#### Task goal:
Copy each line in which the string "this" occurs.

────────────────────────────────────────

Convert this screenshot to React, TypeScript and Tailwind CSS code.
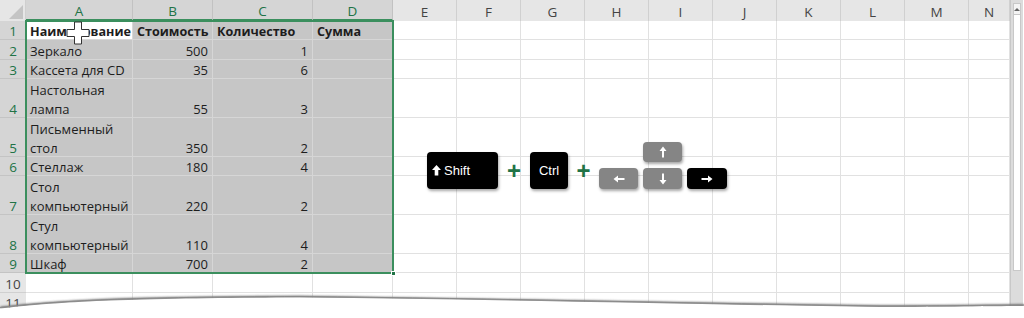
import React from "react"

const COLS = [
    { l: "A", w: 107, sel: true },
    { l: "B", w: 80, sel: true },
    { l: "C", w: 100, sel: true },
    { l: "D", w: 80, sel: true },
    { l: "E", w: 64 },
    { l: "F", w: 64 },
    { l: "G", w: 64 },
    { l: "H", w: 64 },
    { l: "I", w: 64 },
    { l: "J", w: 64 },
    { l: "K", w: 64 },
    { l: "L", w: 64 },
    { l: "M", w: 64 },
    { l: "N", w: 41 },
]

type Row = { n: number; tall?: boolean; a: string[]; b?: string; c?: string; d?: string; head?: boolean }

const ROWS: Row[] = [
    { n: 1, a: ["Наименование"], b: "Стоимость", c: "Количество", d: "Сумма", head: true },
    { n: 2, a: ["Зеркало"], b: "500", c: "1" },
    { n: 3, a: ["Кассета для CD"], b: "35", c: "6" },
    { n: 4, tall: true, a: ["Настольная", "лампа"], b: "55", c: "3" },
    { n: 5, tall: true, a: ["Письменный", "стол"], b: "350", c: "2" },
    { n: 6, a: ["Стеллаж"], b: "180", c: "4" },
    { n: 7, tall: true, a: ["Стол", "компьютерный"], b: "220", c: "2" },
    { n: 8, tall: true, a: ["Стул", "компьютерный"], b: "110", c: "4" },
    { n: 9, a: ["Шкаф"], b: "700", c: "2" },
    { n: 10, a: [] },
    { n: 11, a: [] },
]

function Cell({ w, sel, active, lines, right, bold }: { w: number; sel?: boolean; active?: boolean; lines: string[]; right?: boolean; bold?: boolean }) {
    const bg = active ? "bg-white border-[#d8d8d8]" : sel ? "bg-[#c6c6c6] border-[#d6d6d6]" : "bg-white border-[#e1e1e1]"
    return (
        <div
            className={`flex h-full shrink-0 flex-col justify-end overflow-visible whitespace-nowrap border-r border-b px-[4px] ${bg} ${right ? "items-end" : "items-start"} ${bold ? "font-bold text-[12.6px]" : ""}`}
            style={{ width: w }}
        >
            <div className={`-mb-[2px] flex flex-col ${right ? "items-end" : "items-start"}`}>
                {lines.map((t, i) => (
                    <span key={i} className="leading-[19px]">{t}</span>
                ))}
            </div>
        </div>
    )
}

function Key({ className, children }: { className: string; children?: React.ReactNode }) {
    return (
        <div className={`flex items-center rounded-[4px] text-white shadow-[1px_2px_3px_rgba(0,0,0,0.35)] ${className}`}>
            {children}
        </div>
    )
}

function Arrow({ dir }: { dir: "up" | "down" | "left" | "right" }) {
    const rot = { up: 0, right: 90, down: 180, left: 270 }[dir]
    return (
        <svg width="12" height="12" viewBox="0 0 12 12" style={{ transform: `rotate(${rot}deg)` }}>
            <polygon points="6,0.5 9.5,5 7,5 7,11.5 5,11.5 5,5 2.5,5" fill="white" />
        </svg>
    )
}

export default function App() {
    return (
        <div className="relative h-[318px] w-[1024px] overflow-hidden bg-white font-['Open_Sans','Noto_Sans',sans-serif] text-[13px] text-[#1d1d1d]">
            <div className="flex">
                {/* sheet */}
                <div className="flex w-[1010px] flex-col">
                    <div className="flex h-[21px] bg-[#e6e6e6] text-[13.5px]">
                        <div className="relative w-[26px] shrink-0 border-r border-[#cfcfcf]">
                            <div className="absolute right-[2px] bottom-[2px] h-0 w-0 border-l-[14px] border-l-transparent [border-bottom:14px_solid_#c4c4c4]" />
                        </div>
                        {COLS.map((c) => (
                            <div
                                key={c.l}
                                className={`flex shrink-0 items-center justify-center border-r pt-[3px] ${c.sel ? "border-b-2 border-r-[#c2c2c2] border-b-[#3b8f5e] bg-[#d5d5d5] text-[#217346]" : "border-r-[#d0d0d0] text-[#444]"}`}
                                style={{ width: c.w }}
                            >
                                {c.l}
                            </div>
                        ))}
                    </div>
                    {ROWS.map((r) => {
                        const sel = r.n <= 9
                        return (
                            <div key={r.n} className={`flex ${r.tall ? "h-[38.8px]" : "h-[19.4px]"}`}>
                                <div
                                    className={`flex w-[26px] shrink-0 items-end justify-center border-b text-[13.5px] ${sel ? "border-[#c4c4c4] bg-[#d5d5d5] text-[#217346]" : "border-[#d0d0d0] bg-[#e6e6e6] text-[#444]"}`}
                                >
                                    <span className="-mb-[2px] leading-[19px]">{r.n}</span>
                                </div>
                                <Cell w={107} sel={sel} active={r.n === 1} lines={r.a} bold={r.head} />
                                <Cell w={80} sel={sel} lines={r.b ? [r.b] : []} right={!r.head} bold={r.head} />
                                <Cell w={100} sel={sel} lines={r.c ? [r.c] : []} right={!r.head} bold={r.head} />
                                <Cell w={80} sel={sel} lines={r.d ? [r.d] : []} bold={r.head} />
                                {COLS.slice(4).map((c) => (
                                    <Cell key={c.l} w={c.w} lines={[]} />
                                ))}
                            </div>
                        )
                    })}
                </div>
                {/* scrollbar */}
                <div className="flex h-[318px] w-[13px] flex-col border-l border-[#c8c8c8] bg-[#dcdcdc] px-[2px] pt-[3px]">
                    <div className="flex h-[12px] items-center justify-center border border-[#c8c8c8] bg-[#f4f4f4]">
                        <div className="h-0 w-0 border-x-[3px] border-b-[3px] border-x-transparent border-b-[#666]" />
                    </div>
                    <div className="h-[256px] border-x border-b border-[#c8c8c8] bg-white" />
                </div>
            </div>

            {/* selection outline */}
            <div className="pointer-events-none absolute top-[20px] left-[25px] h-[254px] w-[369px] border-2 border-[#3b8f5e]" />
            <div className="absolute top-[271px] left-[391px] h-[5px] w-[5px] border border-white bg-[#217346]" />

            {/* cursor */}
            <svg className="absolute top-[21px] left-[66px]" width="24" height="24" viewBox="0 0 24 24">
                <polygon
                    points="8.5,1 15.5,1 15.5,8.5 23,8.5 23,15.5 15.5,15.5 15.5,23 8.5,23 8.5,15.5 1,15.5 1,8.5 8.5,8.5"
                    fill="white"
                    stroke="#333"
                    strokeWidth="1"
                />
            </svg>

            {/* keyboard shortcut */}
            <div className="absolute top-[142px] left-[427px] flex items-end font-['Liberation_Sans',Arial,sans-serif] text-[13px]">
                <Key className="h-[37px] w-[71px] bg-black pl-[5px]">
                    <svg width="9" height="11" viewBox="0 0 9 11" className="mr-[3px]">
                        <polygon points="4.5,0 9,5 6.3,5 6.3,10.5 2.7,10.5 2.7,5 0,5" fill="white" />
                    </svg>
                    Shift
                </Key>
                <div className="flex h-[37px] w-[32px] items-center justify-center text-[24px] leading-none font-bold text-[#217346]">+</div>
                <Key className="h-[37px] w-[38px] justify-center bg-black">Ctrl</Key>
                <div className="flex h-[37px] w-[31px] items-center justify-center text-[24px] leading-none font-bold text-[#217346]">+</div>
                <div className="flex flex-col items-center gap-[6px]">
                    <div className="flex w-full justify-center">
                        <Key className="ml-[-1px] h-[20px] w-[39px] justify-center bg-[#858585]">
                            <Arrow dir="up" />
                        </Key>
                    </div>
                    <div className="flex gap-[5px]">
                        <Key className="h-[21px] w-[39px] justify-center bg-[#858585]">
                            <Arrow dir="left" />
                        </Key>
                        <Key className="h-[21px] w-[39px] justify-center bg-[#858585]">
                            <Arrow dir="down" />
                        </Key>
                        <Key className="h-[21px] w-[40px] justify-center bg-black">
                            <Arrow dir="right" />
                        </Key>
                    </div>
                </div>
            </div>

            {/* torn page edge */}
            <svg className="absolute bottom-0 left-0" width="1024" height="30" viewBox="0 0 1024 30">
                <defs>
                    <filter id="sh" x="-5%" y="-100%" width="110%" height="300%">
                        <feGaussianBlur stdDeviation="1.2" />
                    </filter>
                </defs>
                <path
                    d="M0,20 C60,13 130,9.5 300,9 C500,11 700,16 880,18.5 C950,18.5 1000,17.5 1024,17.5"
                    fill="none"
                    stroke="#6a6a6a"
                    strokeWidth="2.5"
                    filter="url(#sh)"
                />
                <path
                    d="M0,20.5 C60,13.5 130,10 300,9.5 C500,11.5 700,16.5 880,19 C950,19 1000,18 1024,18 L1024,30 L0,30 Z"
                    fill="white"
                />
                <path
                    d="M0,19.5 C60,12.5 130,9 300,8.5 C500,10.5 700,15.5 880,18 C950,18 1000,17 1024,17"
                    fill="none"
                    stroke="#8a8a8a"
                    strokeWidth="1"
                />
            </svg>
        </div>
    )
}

────────────────────────────────────────

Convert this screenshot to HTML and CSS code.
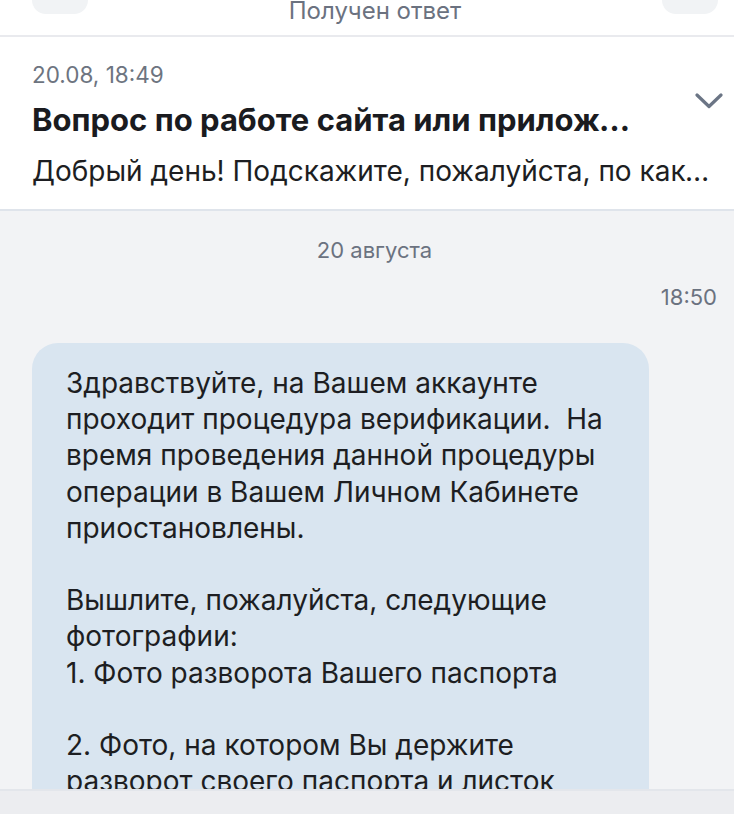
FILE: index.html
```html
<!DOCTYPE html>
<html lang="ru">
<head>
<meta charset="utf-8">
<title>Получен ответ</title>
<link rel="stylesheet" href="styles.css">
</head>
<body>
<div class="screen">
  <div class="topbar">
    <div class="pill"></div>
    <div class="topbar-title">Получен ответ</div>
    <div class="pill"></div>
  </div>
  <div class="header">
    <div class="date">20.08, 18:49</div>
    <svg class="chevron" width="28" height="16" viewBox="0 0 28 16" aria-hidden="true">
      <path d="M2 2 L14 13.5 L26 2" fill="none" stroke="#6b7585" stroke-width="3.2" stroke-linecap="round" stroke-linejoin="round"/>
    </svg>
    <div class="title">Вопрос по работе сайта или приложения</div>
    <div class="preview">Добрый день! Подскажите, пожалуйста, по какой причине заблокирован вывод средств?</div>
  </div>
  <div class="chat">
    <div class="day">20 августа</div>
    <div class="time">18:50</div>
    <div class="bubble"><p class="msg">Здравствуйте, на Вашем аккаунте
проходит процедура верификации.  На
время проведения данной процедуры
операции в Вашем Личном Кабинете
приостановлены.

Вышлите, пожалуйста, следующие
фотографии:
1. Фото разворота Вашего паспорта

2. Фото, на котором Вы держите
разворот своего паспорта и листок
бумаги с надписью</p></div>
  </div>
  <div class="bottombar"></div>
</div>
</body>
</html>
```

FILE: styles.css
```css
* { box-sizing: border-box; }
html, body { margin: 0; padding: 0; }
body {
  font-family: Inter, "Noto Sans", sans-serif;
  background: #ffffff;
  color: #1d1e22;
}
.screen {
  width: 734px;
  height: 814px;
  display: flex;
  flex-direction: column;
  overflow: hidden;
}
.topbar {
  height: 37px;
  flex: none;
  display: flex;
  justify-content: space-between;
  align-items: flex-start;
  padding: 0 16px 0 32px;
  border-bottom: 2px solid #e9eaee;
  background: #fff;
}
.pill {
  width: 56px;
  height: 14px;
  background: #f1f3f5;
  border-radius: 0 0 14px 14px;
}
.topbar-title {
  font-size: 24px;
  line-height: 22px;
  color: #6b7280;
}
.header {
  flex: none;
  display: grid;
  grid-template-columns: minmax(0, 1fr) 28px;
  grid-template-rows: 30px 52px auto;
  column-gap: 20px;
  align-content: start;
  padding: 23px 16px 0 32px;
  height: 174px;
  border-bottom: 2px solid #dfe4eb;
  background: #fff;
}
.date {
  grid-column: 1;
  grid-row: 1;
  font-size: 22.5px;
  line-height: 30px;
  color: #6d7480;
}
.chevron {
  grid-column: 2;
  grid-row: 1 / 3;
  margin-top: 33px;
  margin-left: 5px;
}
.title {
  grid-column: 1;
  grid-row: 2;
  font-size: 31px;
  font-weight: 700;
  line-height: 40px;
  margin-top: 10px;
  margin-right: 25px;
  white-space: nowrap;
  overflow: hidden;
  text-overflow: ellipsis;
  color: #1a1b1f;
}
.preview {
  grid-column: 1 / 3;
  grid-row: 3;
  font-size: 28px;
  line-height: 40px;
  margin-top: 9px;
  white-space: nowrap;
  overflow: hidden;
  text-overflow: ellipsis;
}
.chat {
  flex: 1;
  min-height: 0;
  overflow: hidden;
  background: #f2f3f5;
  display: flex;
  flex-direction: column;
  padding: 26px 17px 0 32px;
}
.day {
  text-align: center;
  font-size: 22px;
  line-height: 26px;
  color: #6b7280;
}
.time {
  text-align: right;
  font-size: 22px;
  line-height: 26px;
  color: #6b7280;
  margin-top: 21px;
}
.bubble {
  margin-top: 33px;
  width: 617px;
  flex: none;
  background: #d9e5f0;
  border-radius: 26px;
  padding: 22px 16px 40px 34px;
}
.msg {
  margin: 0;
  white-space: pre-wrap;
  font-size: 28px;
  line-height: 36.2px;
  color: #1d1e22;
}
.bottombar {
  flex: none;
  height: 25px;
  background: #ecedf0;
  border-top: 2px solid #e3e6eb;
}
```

────────────────────────────────────────

#### Task solution:
Convert this screenshot to React, TypeScript and Tailwind CSS code.
Convert this screenshot to HTML and CSS code.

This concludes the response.